Well, the AI’s are already sh*tting in their own food dish whenever someone posts GPT outputs and then they scrape the posts for data to train the next model.
Clearly, the answer is to weaponize that with a bot that deliberately and incessantly posts absolute nonsense everywhere about everything until the bots consider the sky being green a good response.
My wife does this with subscription services. She adds the name of the service as her middle name (“Jane Netflix Smith”). Now when she gets emails (even snail mail!) from random spam vendors addressed to “Jane Hulu” or “Jane Netflix” she knows exactly who is selling her data.
This is a great tip. I do something similar - in Gmail, you can add a + and any text after the base email address and it will be delivered. For example, if your email is imauser@gmail.com, you can enter imauser+hulu@gmail.com to track if Hulu sells your information (they do) after you sign up.

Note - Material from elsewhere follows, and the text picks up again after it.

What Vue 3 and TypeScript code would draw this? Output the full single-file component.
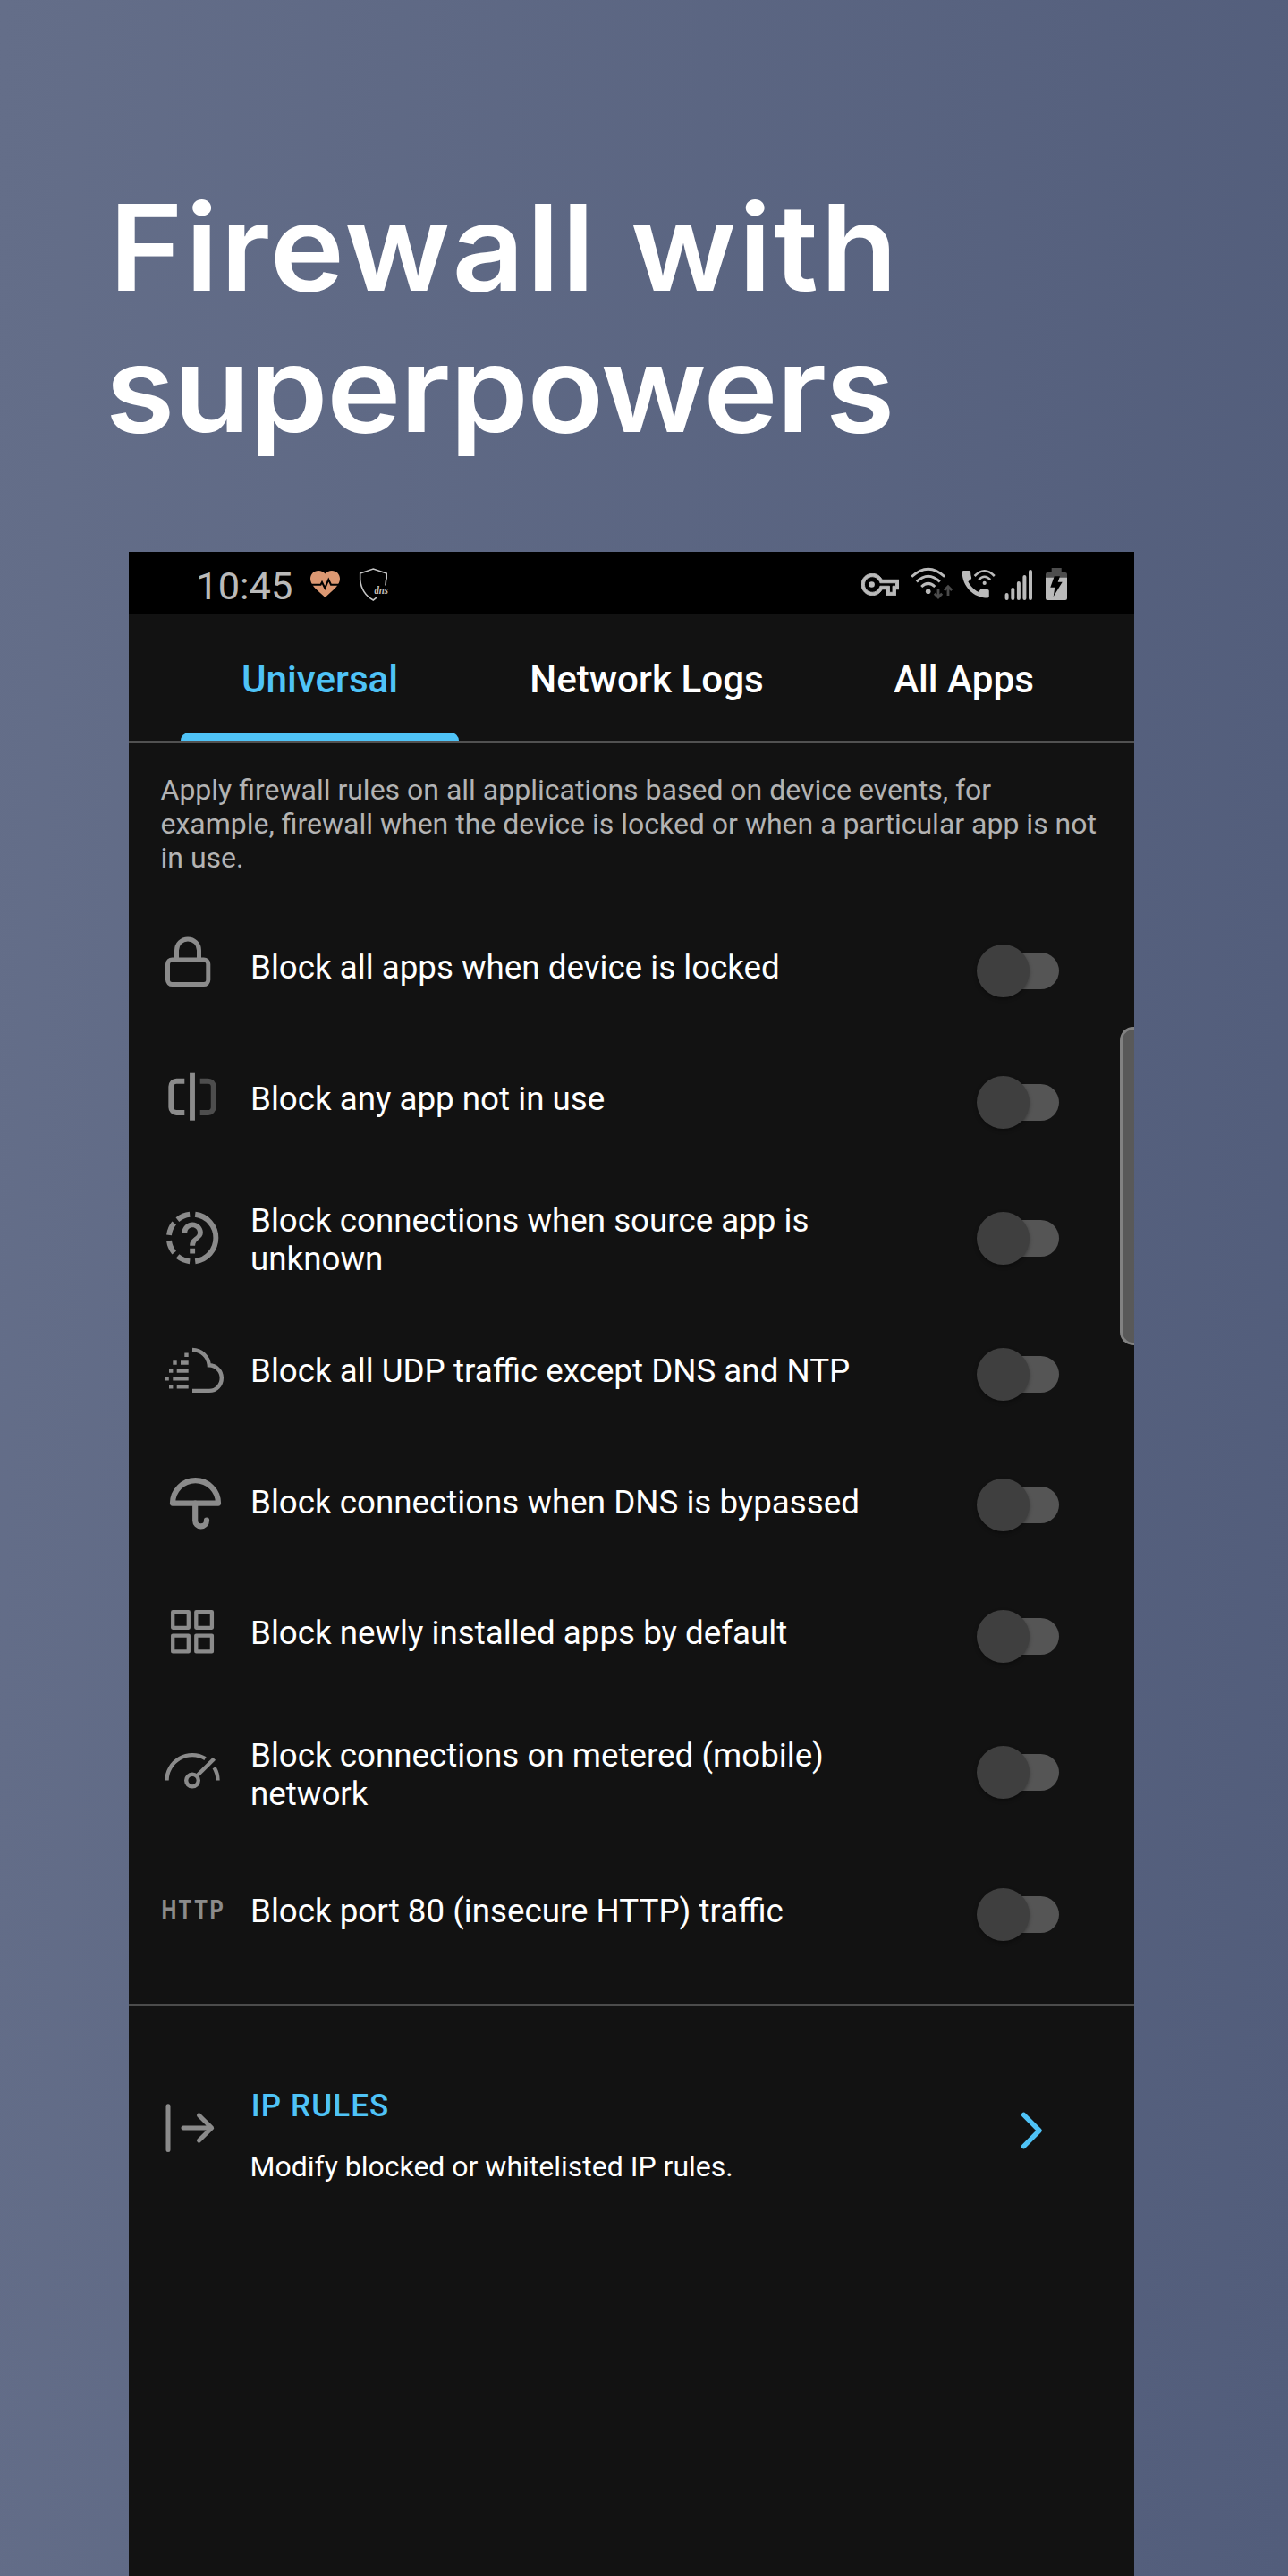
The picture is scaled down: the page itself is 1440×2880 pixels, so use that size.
<script setup lang="ts">
interface Rule {
  icon: string
  label: string
  height: number
  tall?: boolean
}

const tabs = [
  { name: 'Universal', width: 311, active: true },
  { name: 'Network Logs', width: 420, active: false },
  { name: 'All Apps', width: 289, active: false },
]

const rules: Rule[] = [
  { icon: 'lock', label: 'Block all apps when device is locked', height: 146.7 },
  { icon: 'split', label: 'Block any app not in use', height: 146.7 },
  { icon: 'unknown', label: 'Block connections when source app is\nunknown', height: 157.3, tall: true },
  { icon: 'cloud', label: 'Block all UDP traffic except DNS and NTP', height: 146.7 },
  { icon: 'umbrella', label: 'Block connections when DNS is bypassed', height: 146.7 },
  { icon: 'grid', label: 'Block newly installed apps by default', height: 147 },
  { icon: 'gauge', label: 'Block connections on metered (mobile)\nnetwork', height: 157, tall: true },
  { icon: 'http', label: 'Block port 80 (insecure HTTP) traffic', height: 160 },
]
</script>

<template>
  <main class="page">
    <h1 class="headline">
      <span class="line first">Firewall with</span>
      <span class="line second">superpowers</span>
    </h1>

    <section class="phone">
      <header class="status">
        <span class="time">10:45</span>
        <svg class="heart" width="33" height="30" viewBox="0 0 33 30">
          <path transform="translate(-3.3 -4.9) scale(1.65 1.635)" fill="#dc9872" d="M12 21.35l-1.45-1.32C5.4 15.36 2 12.28 2 8.5 2 5.42 4.42 3 7.5 3c1.74 0 3.41.81 4.5 2.09C13.09 3.81 14.76 3 16.5 3 19.58 3 22 5.42 22 8.5c0 3.78-3.4 6.86-8.55 11.54L12 21.35z" />
          <path fill="none" stroke="#000" stroke-width="2" d="M1 15.7H11.5L13 13L16.3 19.5L20.3 10L23 15.7H32" />
        </svg>
        <svg class="shield" width="40" height="39" viewBox="0 0 40 39">
          <path fill="none" stroke="#c4c4c4" stroke-width="1.6" d="M30 20.5L30.5 15L31.2 12.5V7L16.3 2L1.7 7V14C2.6 24.5 8 32.5 16.3 37L20.6 33.7" />
          <text x="17.5" y="30" font-size="13" font-style="italic" font-weight="700" textLength="15.5" lengthAdjust="spacingAndGlyphs" fill="#c4c4c4" font-family="'Liberation Serif', serif">dns</text>
        </svg>
        <span class="spacer"></span>
        <svg class="key" width="42" height="25" viewBox="0 5 24 14">
          <path fill="#bababa" stroke="#bababa" stroke-width=".5" d="M22 19h-6v-4h-2.68c-1.14 2.42-3.6 4-6.32 4-3.86 0-7-3.14-7-7s3.14-7 7-7c2.72 0 5.17 1.58 6.32 4H24v6h-2v4zm-4-2h2v-4h2v-2H11.94l-.23-.67C11.01 8.34 9.11 7 7 7c-2.76 0-5 2.24-5 5s2.24 5 5 5c2.11 0 4.01-1.34 4.71-3.33l.23-.67H18v4z" />
          <circle cx="6.6" cy="12" r="1.9" fill="#bababa" />
        </svg>
        <svg class="wifi" width="48" height="37" viewBox="0 0 48 37">
          <g fill="none" stroke="#bababa" stroke-width="2.9">
            <path d="M1.2 10.8Q19.7-6.5 38.2 10.8" />
            <path d="M6.8 16.4Q19.7 4 32.8 16.4" />
            <path d="M12.2 22Q19.7 14.8 27.3 22" />
          </g>
          <circle cx="19.7" cy="27.2" r="2.8" fill="#bababa" />
          <path fill="none" stroke="#4a4a4a" stroke-width="2.8" d="M31 24V34M26.8 29.8L31 34L35.2 29.8M42 32V22M37.8 26L42 21.8L46.2 26" />
        </svg>
        <svg class="call" width="38" height="34" viewBox="0 0 38 34">
          <path transform="translate(-4.3 -3.1) scale(1.67 1.7)" fill="#bababa" d="M20.01 15.38c-1.23 0-2.42-.2-3.53-.56-.35-.12-.74-.03-1.01.24l-1.57 1.97c-2.83-1.35-5.48-3.9-6.89-6.83l1.95-1.66c.27-.28.35-.67.24-1.02-.37-1.11-.56-2.3-.56-3.53 0-.54-.45-.99-.99-.99H4.19C3.65 3 3 3.24 3 3.99 3 13.28 10.73 21 20.01 21c.71 0 .99-.63.99-1.18v-3.45c0-.54-.45-.99-.99-.99z" />
          <path fill="none" stroke="#000" stroke-width="2" d="M13 0V9L20 13" />
          <g fill="none" stroke="#bababa" stroke-width="2.6">
            <path d="M14.6 8Q25.7-3.6 36.8 8" />
            <path d="M19.2 12.2Q25.7 5.4 32.2 12.2" />
          </g>
          <circle cx="25.7" cy="15.9" r="2.1" fill="#bababa" />
        </svg>
        <svg class="signal" width="32" height="37" viewBox="0 0 32 37">
          <path fill="none" stroke="#bababa" stroke-width="4" stroke-linecap="round" d="M2.6 29V33M9.3 23V33M15.9 16V33M22.4 9V33M29 3V33" />
        </svg>
        <svg class="battery" width="24" height="36" viewBox="0 0 24 36">
          <path fill="#4d4d4d" d="M6.7 0h11v5H22a2 2 0 0 1 2 2v4H0V7a2 2 0 0 1 2-2h4.7z" />
          <path fill="#bababa" d="M0 10.7h24V34a2 2 0 0 1-2 2H2a2 2 0 0 1-2-2z" />
          <path fill="#000" d="M9.7 9.3H16L13.7 15.7H18.7L8.7 32L10.3 21.7H5.3z" />
        </svg>
      </header>

      <nav class="tabs">
        <div v-for="tab in tabs" :key="tab.name" class="tab" :class="{ active: tab.active }" :style="{ width: tab.width + 'px' }">
          <span class="tab-name">{{ tab.name }}</span>
          <span v-if="tab.active" class="indicator"></span>
        </div>
      </nav>

      <p class="intro">Apply firewall rules on all applications based on device events, for<br />example, firewall when the device is locked or when a particular app is not<br />in use.</p>

      <div class="rules">
        <div v-for="rule in rules" :key="rule.icon" class="rule" :style="{ height: rule.height + 'px' }">
          <svg class="icon" width="80" height="80" viewBox="0 0 80 80" fill="none" stroke="#8b8b8b">
            <g v-if="rule.icon === 'lock'" stroke-width="5">
              <rect x="11.5" y="26.9" width="45.3" height="27.7" rx="5" />
              <path d="M21.5 27V16.4a12.5 12.5 0 0 1 25 0V27" />
            </g>
            <g v-else-if="rule.icon === 'split'" stroke-width="5.9">
              <path d="M30.3 16.7H21.3a6 6 0 0 0-6 6V46a6 6 0 0 0 6 6H30.3" />
              <path d="M39 7.7V60.7" />
              <path stroke="#4d4d4d" d="M47.7 16.7H56.7a6 6 0 0 1 6 6V46a6 6 0 0 1-6 6H47.7" />
            </g>
            <g v-else-if="rule.icon === 'unknown'" stroke-width="5.9">
              <path d="M42.2 13.8A26.4 26.4 0 0 1 42.2 66.2" />
              <path d="M36.2 13.8A26.4 26.4 0 0 0 22.4 19.6" />
              <path d="M18.7 23.4A26.4 26.4 0 0 0 13 36.8" />
              <path d="M13 43.2A26.4 26.4 0 0 0 18.7 56.6" />
              <path d="M22.6 60.5A26.4 26.4 0 0 0 36.2 66.2" />
              <path transform="translate(4 4.8) scale(2.93)" fill="#8b8b8b" stroke="none" d="M12 6c-2.21 0-4 1.79-4 4h2c0-1.1.9-2 2-2s2 .9 2 2c0 2-3 1.75-3 5h2c0-2.25 3-2.5 3-5 0-2.21-1.79-4-4-4zM11 16h2v2h-2z" />
            </g>
            <g v-else-if="rule.icon === 'cloud'" stroke-width="4.4">
              <path d="M39 13C49 13.3 57 20.5 57.8 30.3C65.5 30.5 71.8 36.8 71.8 44.5C71.8 52.5 65.8 58.9 58 58.9H39" />
              <path d="M30.3 18.8H34.7M17.3 27.5H21.7M26 27.5H34.7M13 36.5H17.4M21.7 36.5H34.7M8.4 45.2H12.8M17.3 45.2H34.7M13 54.2H17.4M21.7 54.2H34.7" />
            </g>
            <g v-else-if="rule.icon === 'umbrella'" stroke-width="6.2" stroke-linejoin="round" stroke-linecap="round">
              <path d="M17 37.6A25.5 25.5 0 0 1 68 37.6Z" />
              <path d="M42.2 37.6V57a6.4 6.4 0 0 0 12.8 0v-.5" />
            </g>
            <g v-else-if="rule.icon === 'grid'" stroke-width="4.3" stroke-linejoin="round">
              <rect x="17.2" y="12.2" width="17.6" height="17.6" />
              <rect x="43.3" y="12.2" width="17.6" height="17.6" />
              <rect x="17.2" y="38.6" width="17.6" height="17.8" />
              <rect x="43.3" y="38.6" width="17.6" height="17.8" />
            </g>
            <g v-else-if="rule.icon === 'gauge'" stroke-width="4.4">
              <circle cx="39" cy="48.6" r="6.8" />
              <path d="M10.5 48.6A28.5 28.5 0 0 1 53.5 24.1" />
              <path d="M63.5 34.1A28.5 28.5 0 0 1 67.5 48.6" />
              <path d="M43.8 43.8L63.5 24.3" />
            </g>
            <text v-else class="http" transform="translate(4.500 46) scale(.78 1)" textLength="89" lengthAdjust="spacing">HTTP</text>
          </svg>
          <span class="label" :class="{ tall: rule.tall }">{{ rule.label }}</span>
          <span class="toggle"><span class="track"></span><span class="thumb"></span></span>
        </div>
      </div>

      <hr class="divider" />

      <div class="ip">
        <svg class="ip-icon" width="80" height="80" viewBox="0 0 80 80" fill="none" stroke="#8b8b8b" stroke-width="5" stroke-linecap="round" stroke-linejoin="round">
          <path d="M12 15.8V64.5M29 40H60.5M46.5 26L60.7 40L46.5 54" />
        </svg>
        <div class="ip-text">
          <div class="ip-title">IP RULES</div>
          <div class="ip-sub">Modify blocked or whitelisted IP rules.</div>
        </div>
        <svg class="chevron" width="26" height="44" viewBox="0 0 26 44" fill="none" stroke="#4fc3f7" stroke-width="5.4" stroke-linecap="round" stroke-linejoin="round">
          <path d="M4.5 4.3L22 22L4.5 39.7" />
        </svg>
      </div>

      <span class="edge-handle"></span>
    </section>
  </main>
</template>

<style>
body {
  margin: 0;
}
</style>

<style scoped>
.page {
  width: 1440px;
  height: 2880px;
  overflow: hidden;
  display: flex;
  flex-direction: column;
  background: linear-gradient(93deg, #646e89 0%, #525d7b 100%);
  font-family: Roboto, "Noto Sans", sans-serif;
}
.headline {
  margin: 0;
  height: 617px;
  padding-top: 197px;
  box-sizing: border-box;
  flex: none;
  color: #fff;
  font: 600 134px/158px Inter, sans-serif;
}
.line {
  display: block;
  width: max-content;
  white-space: nowrap;
  transform: scaleX(1.05);
  transform-origin: 0 50%;
}
.first {
  margin-left: 122px;
  letter-spacing: 2.33px;
}
.second {
  margin-left: 117.5px;
  letter-spacing: -1.25px;
}
.phone {
  position: relative;
  width: 1124px;
  margin-left: 144px;
  flex: 1;
  background: #121212;
}
.status {
  height: 70px;
  padding: 0 75px 0 75.3px;
  display: flex;
  align-items: flex-start;
  background: #000;
}
.status svg {
  flex: none;
}
.time {
  width: 108px;
  margin-top: 13px;
  font-size: 43.4px;
  line-height: 51px;
  color: #bababa;
}
.heart { margin: 21px 0 0 19.7px; }
.shield { margin: 17px 0 0 21px; }
.spacer { flex: 1; }
.key { margin: 24px 13px 0 0; }
.wifi { margin: 17px 9px 0 0; }
.call { margin: 19px 10px 0 0; }
.signal { margin: 19px 14px 0 0; }
.battery { margin: 18px 0 0; }
.tabs {
  display: flex;
  height: 141px;
  padding-left: 58px;
  border-bottom: 3px solid #515151;
}
.tab {
  display: flex;
  flex-direction: column;
  align-items: center;
  color: #fff;
}
.tab-name {
  margin-top: 48px;
  height: 84px;
  font-size: 42.2px;
  font-weight: 500;
  line-height: 49px;
  white-space: nowrap;
}
.active {
  color: #4fc3f7;
}
.indicator {
  width: 100%;
  height: 9px;
  border-radius: 9px 9px 0 0;
  background: #4fc3f7;
}
.intro {
  margin: 0;
  padding: 34.4px 0 34px 35.5px;
  font-size: 32px;
  line-height: 37.6px;
  color: #b3b3b3;
  white-space: nowrap;
}
.rule {
  display: flex;
  align-items: center;
  padding: 0 84px 0 32px;
}
.icon {
  flex: none;
  margin-right: 24px;
}
.http {
  fill: #8b8b8b;
  stroke: none;
  font: 700 30.5px Roboto, sans-serif;
}
.label {
  flex: 1;
  padding-bottom: 7.6px;
  font-size: 36.74px;
  line-height: 43px;
  color: #fff;
  white-space: pre;
}
.label.tall {
  padding: 4.2px 0 0;
}
.toggle {
  display: grid;
  align-items: center;
  width: 92px;
  height: 59px;
}
.track,
.thumb {
  grid-area: 1 / 1;
}
.track {
  height: 41px;
  margin-left: 8px;
  border-radius: 21px;
  background: #555;
}
.thumb {
  width: 59px;
  height: 59px;
  border-radius: 50%;
  background: #3f3f3f;
  box-shadow: 0 2px 4px rgba(0, 0, 0, 0.35);
}
.divider {
  height: 3px;
  margin: 19.5px 0 0;
  border: 0;
  background: #4c4c4c;
}
.ip {
  display: flex;
  align-items: center;
  padding: 91.7px 102.5px 0 32px;
}
.ip-icon {
  margin: 0 24px 18px 0;
}
.ip-text {
  flex: 1;
}
.ip-title {
  padding-left: 0.8px;
  font-size: 35px;
  font-weight: 500;
  line-height: 41px;
  letter-spacing: 1.1px;
  color: #4fc3f7;
}
.ip-sub {
  margin: 29px 0 0 -0.5px;
  font-size: 32px;
  line-height: 37.5px;
  color: #fff;
}
.chevron {
  margin-bottom: 13px;
}
.edge-handle {
  position: absolute;
  right: 0;
  top: 531px;
  width: 16px;
  height: 356px;
  box-sizing: border-box;
  border: 3px solid #828282;
  border-right: 0;
  border-radius: 15px 0 0 15px;
  background: #595959;
}
</style>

Nice one! I wonder how much affect this will have on the 300$/hr consulting market. When the Customer also knows that the Consultants are tapping into GPT or they themselves can attempt it. I know the whole story of “I am charging you for 20yrs of experience, I know where to strike with the hammer.” But Customers dont value it that way, if they did 1 hour of Jose’s time would be paid 1500$ instead they will nickle and dime him for 50$/hr
LLM’s are actually very good at translating since they’re designed to find patterns in words. You give it the base pattern, and if it can find synonyms in the target language, it can usually reconstruct the original statement in the second language with most of the intent intact. I mean languages in general, not just coding languages.
Having said that, I wouldn’t trust it to spit out optimized LINQ from SQL except for some really basic stuff. It might recognize some common techniques, but you still have to know your data to know how to best write the LINQ query vs SQL.
Probably less than user-accessible data tools like Tableau, or even Epicor’s visual widget-based solutions in BAQ and BPM. Is a chat-prompt really more efficient or intuitive than visual representation? Is inference really a substitute for deterministic logic and rules? Most of the time, no. It is not.
This stuff has a place (I would be sweating if I was in public customer service), but ultimately ERP is about turing deterministic rules and policy into functionality. CUrrent ML tech is, from the ground up, not built to do that. Getting it to do that is going to be a herculean effort. I don’t think the current LLM models are up to the task.